All lines below must be repeated exactly, with the pictures omitted.

**Stored data**
-- begin --
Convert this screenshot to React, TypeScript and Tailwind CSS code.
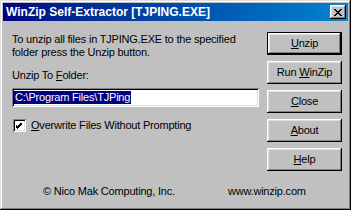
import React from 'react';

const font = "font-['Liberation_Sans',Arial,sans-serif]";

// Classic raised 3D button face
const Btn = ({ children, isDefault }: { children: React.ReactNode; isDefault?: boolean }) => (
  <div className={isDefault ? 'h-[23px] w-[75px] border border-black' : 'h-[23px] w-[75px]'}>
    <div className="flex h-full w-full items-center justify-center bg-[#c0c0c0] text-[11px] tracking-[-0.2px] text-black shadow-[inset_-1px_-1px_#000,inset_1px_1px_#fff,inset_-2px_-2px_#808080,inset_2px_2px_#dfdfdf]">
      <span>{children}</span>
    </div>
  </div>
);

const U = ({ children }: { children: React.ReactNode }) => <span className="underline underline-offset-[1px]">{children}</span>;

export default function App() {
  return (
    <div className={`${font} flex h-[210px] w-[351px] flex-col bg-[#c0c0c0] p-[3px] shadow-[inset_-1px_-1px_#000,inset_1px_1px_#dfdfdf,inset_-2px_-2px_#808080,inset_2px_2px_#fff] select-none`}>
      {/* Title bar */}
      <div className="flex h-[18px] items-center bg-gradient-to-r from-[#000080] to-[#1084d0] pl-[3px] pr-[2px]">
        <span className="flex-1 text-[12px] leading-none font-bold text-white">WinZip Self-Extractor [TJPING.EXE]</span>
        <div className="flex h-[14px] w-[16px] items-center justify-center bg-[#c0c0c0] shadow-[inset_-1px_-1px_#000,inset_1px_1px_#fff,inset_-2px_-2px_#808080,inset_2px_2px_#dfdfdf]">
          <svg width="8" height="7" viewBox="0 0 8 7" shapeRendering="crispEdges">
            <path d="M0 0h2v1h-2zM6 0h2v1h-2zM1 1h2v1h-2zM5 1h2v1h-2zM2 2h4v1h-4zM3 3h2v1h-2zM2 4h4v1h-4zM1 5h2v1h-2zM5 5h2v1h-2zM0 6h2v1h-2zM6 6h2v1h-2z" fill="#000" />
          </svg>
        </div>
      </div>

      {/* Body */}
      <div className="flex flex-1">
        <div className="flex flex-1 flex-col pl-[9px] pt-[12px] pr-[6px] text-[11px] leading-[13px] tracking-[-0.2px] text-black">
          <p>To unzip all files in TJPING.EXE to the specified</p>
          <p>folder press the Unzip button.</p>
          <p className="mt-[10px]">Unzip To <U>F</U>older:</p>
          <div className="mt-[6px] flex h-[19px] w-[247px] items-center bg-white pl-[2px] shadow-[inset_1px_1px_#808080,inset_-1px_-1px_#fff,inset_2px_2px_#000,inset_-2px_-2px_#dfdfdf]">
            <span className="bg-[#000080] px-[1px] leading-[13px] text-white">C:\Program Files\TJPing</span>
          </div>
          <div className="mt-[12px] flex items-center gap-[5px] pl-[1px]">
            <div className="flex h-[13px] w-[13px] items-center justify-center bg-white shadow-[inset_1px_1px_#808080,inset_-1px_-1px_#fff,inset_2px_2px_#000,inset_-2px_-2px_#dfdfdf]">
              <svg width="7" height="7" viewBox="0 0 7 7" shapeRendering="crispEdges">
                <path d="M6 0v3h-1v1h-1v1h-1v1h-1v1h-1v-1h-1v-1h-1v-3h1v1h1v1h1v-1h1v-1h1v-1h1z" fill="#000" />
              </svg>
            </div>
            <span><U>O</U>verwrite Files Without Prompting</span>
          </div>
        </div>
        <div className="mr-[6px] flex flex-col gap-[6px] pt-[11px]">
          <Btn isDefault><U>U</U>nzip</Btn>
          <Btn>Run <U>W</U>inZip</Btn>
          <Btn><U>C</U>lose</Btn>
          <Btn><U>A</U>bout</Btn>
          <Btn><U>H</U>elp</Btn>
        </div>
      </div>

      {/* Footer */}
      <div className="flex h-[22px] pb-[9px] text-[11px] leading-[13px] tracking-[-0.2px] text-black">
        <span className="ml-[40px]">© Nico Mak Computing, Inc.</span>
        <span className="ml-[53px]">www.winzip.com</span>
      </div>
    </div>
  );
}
-- end --
**The reply**
Convert this screenshot to React, TypeScript and Tailwind CSS code.
import React from 'react';

const font = "font-['Liberation_Sans',Arial,sans-serif]";

// Classic raised 3D button face
const Btn = ({ children, isDefault }: { children: React.ReactNode; isDefault?: boolean }) => (
  <div className={isDefault ? 'h-[23px] w-[75px] border border-black' : 'h-[23px] w-[75px]'}>
    <div className="flex h-full w-full items-center justify-center bg-[#c0c0c0] text-[11px] tracking-[-0.2px] text-black shadow-[inset_-1px_-1px_#000,inset_1px_1px_#fff,inset_-2px_-2px_#808080,inset_2px_2px_#dfdfdf]">
      <span>{children}</span>
    </div>
  </div>
);

const U = ({ children }: { children: React.ReactNode }) => <span className="underline underline-offset-[1px]">{children}</span>;

export default function App() {
  return (
    <div className={`${font} flex h-[210px] w-[351px] flex-col bg-[#c0c0c0] p-[3px] shadow-[inset_-1px_-1px_#000,inset_1px_1px_#dfdfdf,inset_-2px_-2px_#808080,inset_2px_2px_#fff] select-none`}>
      {/* Title bar */}
      <div className="flex h-[18px] items-center bg-gradient-to-r from-[#000080] to-[#1084d0] pl-[3px] pr-[2px]">
        <span className="flex-1 text-[12px] leading-none font-bold text-white">WinZip Self-Extractor [TJPING.EXE]</span>
        <div className="flex h-[14px] w-[16px] items-center justify-center bg-[#c0c0c0] shadow-[inset_-1px_-1px_#000,inset_1px_1px_#fff,inset_-2px_-2px_#808080,inset_2px_2px_#dfdfdf]">
          <svg width="8" height="7" viewBox="0 0 8 7" shapeRendering="crispEdges">
            <path d="M0 0h2v1h-2zM6 0h2v1h-2zM1 1h2v1h-2zM5 1h2v1h-2zM2 2h4v1h-4zM3 3h2v1h-2zM2 4h4v1h-4zM1 5h2v1h-2zM5 5h2v1h-2zM0 6h2v1h-2zM6 6h2v1h-2z" fill="#000" />
          </svg>
        </div>
      </div>

      {/* Body */}
      <div className="flex flex-1">
        <div className="flex flex-1 flex-col pl-[9px] pt-[12px] pr-[6px] text-[11px] leading-[13px] tracking-[-0.2px] text-black">
          <p>To unzip all files in TJPING.EXE to the specified</p>
          <p>folder press the Unzip button.</p>
          <p className="mt-[10px]">Unzip To <U>F</U>older:</p>
          <div className="mt-[6px] flex h-[19px] w-[247px] items-center bg-white pl-[2px] shadow-[inset_1px_1px_#808080,inset_-1px_-1px_#fff,inset_2px_2px_#000,inset_-2px_-2px_#dfdfdf]">
            <span className="bg-[#000080] px-[1px] leading-[13px] text-white">C:\Program Files\TJPing</span>
          </div>
          <div className="mt-[12px] flex items-center gap-[5px] pl-[1px]">
            <div className="flex h-[13px] w-[13px] items-center justify-center bg-white shadow-[inset_1px_1px_#808080,inset_-1px_-1px_#fff,inset_2px_2px_#000,inset_-2px_-2px_#dfdfdf]">
              <svg width="7" height="7" viewBox="0 0 7 7" shapeRendering="crispEdges">
                <path d="M6 0v3h-1v1h-1v1h-1v1h-1v1h-1v-1h-1v-1h-1v-3h1v1h1v1h1v-1h1v-1h1v-1h1z" fill="#000" />
              </svg>
            </div>
            <span><U>O</U>verwrite Files Without Prompting</span>
          </div>
        </div>
        <div className="mr-[6px] flex flex-col gap-[6px] pt-[11px]">
          <Btn isDefault><U>U</U>nzip</Btn>
          <Btn>Run <U>W</U>inZip</Btn>
          <Btn><U>C</U>lose</Btn>
          <Btn><U>A</U>bout</Btn>
          <Btn><U>H</U>elp</Btn>
        </div>
      </div>

      {/* Footer */}
      <div className="flex h-[22px] pb-[9px] text-[11px] leading-[13px] tracking-[-0.2px] text-black">
        <span className="ml-[40px]">© Nico Mak Computing, Inc.</span>
        <span className="ml-[53px]">www.winzip.com</span>
      </div>
    </div>
  );
}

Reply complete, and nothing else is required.